* **Stated goal**:
Look through the data below and extract, unchanged, the lines from the one that contains "Write a component" to the one that contains "leading-[28px] tracking-[-0.9px] text-[#23282d]", both included.

* **Data for the task**:
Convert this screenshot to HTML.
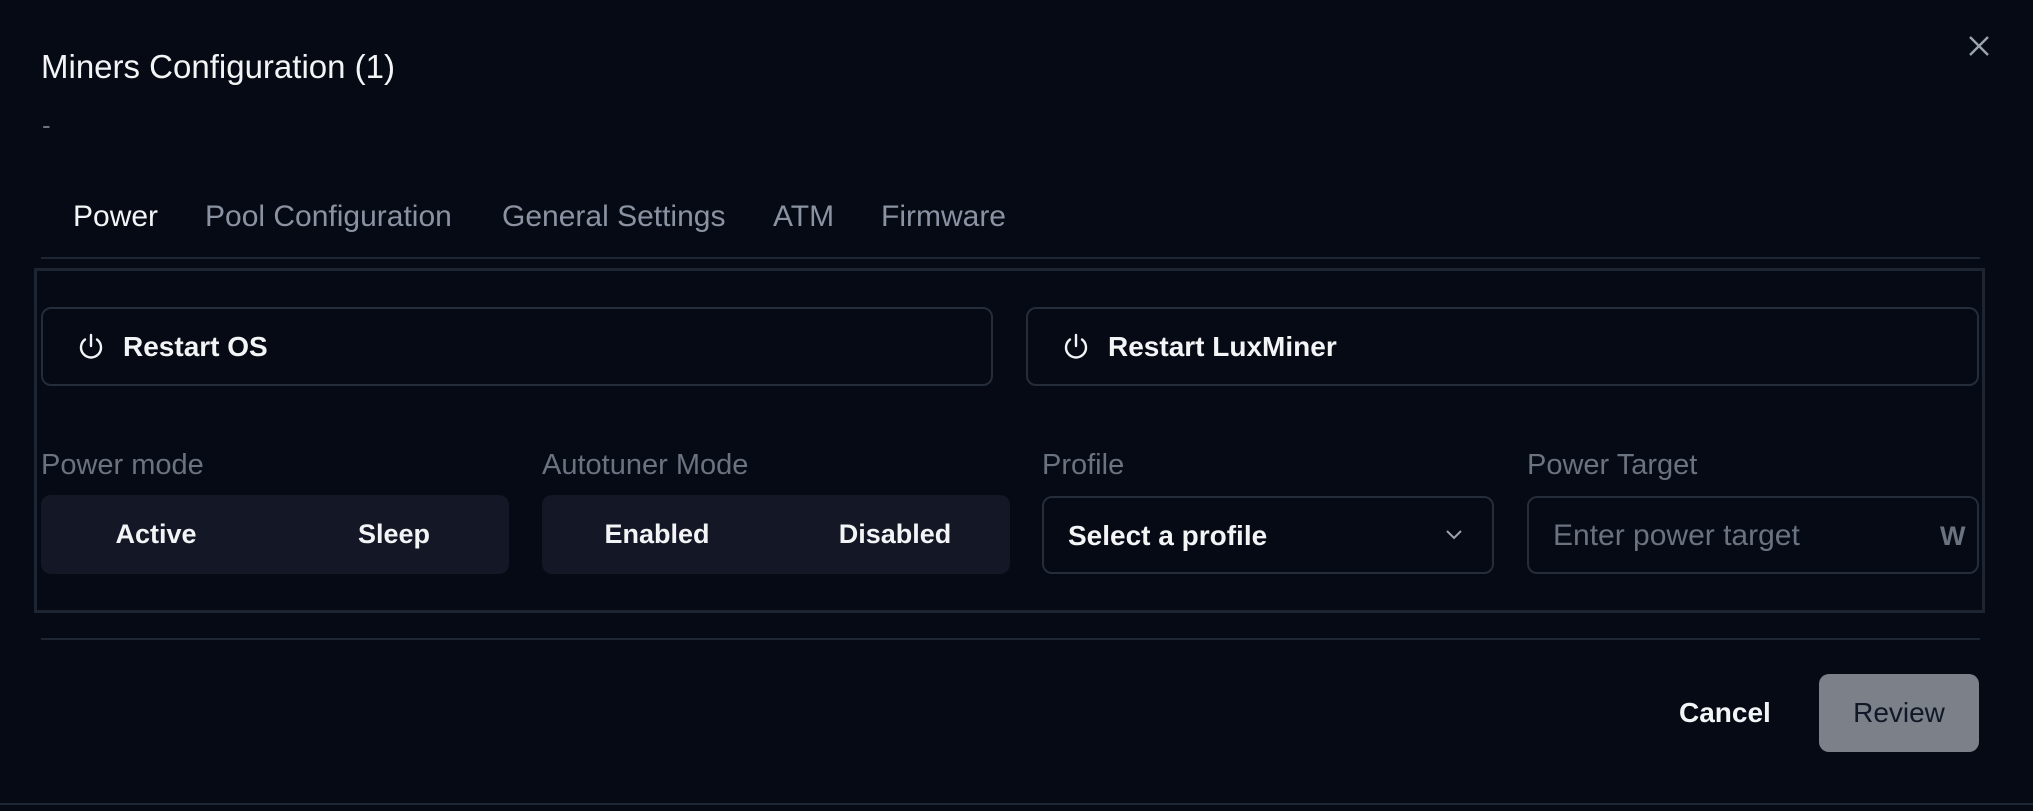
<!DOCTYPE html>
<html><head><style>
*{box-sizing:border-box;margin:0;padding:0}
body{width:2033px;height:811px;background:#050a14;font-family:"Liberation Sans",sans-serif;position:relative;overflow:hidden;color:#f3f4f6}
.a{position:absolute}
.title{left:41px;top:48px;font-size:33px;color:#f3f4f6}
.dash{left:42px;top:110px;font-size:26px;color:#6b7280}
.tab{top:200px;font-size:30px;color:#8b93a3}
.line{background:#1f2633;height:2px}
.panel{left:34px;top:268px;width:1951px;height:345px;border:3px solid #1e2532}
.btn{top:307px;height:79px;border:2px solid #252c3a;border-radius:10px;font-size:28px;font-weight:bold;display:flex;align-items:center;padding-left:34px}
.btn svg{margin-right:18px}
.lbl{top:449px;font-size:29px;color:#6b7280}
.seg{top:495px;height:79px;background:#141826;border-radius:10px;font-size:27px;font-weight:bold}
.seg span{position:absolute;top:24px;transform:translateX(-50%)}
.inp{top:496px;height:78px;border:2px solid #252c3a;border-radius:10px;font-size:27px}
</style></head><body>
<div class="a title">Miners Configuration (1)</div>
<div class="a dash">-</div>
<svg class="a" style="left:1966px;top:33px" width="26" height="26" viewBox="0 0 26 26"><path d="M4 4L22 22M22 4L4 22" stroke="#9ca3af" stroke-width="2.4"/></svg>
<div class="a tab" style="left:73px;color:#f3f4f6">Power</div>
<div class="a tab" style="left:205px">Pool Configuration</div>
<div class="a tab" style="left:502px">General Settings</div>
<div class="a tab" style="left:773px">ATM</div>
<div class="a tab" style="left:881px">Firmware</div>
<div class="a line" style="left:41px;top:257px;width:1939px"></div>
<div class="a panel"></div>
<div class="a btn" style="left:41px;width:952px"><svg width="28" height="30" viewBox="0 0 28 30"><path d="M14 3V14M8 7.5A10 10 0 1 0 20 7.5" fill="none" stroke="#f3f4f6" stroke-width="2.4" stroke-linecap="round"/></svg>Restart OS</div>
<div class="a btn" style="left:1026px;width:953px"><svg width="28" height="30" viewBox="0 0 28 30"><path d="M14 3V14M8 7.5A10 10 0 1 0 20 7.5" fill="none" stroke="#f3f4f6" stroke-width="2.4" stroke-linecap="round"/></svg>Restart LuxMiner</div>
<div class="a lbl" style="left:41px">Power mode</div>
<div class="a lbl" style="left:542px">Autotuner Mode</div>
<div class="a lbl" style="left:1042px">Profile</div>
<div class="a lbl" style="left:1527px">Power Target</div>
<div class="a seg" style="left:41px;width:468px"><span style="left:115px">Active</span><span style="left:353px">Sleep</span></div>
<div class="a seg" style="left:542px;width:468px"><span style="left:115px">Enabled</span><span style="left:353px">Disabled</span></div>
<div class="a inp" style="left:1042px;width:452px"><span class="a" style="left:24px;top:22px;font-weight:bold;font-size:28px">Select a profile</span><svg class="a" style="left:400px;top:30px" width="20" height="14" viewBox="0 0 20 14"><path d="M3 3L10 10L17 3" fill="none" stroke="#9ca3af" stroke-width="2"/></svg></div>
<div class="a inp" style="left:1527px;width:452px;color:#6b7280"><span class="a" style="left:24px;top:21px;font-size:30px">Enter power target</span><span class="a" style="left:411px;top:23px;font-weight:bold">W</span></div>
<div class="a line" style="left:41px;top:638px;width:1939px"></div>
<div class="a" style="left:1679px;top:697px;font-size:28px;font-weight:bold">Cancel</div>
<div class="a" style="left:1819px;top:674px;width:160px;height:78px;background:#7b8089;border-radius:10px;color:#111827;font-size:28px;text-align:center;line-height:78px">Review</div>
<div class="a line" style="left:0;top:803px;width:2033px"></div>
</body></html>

...

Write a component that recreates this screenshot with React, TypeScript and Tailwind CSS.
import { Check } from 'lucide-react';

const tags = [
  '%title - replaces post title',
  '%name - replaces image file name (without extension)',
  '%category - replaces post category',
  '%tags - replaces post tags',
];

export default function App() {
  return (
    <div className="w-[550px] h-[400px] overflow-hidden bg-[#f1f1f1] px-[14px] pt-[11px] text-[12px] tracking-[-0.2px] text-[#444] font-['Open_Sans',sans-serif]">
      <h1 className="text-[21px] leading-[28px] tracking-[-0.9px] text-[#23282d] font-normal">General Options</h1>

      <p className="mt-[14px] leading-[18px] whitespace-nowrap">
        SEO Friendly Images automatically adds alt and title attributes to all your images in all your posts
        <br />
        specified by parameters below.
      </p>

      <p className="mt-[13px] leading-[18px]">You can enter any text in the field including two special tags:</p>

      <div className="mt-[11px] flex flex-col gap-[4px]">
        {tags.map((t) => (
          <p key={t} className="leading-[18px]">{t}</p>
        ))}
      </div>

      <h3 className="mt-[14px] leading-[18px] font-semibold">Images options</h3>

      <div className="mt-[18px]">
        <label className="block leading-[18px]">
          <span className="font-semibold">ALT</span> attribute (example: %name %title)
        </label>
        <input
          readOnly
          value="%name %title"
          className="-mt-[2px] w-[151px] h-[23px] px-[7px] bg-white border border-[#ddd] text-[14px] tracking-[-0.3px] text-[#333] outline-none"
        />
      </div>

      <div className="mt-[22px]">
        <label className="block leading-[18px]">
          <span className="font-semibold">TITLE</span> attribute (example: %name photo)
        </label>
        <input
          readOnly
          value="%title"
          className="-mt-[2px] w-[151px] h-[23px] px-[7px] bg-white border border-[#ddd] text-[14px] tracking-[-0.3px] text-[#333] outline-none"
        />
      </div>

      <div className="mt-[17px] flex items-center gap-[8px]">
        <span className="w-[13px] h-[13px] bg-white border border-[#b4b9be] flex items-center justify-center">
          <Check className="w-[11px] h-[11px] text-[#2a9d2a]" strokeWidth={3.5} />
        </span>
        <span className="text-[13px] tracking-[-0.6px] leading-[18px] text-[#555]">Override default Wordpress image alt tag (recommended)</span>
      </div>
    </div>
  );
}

* **Finished exercise**:
Write a component that recreates this screenshot with React, TypeScript and Tailwind CSS.
import { Check } from 'lucide-react';

const tags = [
  '%title - replaces post title',
  '%name - replaces image file name (without extension)',
  '%category - replaces post category',
  '%tags - replaces post tags',
];

export default function App() {
  return (
    <div className="w-[550px] h-[400px] overflow-hidden bg-[#f1f1f1] px-[14px] pt-[11px] text-[12px] tracking-[-0.2px] text-[#444] font-['Open_Sans',sans-serif]">
      <h1 className="text-[21px] leading-[28px] tracking-[-0.9px] text-[#23282d] font-normal">General Options</h1>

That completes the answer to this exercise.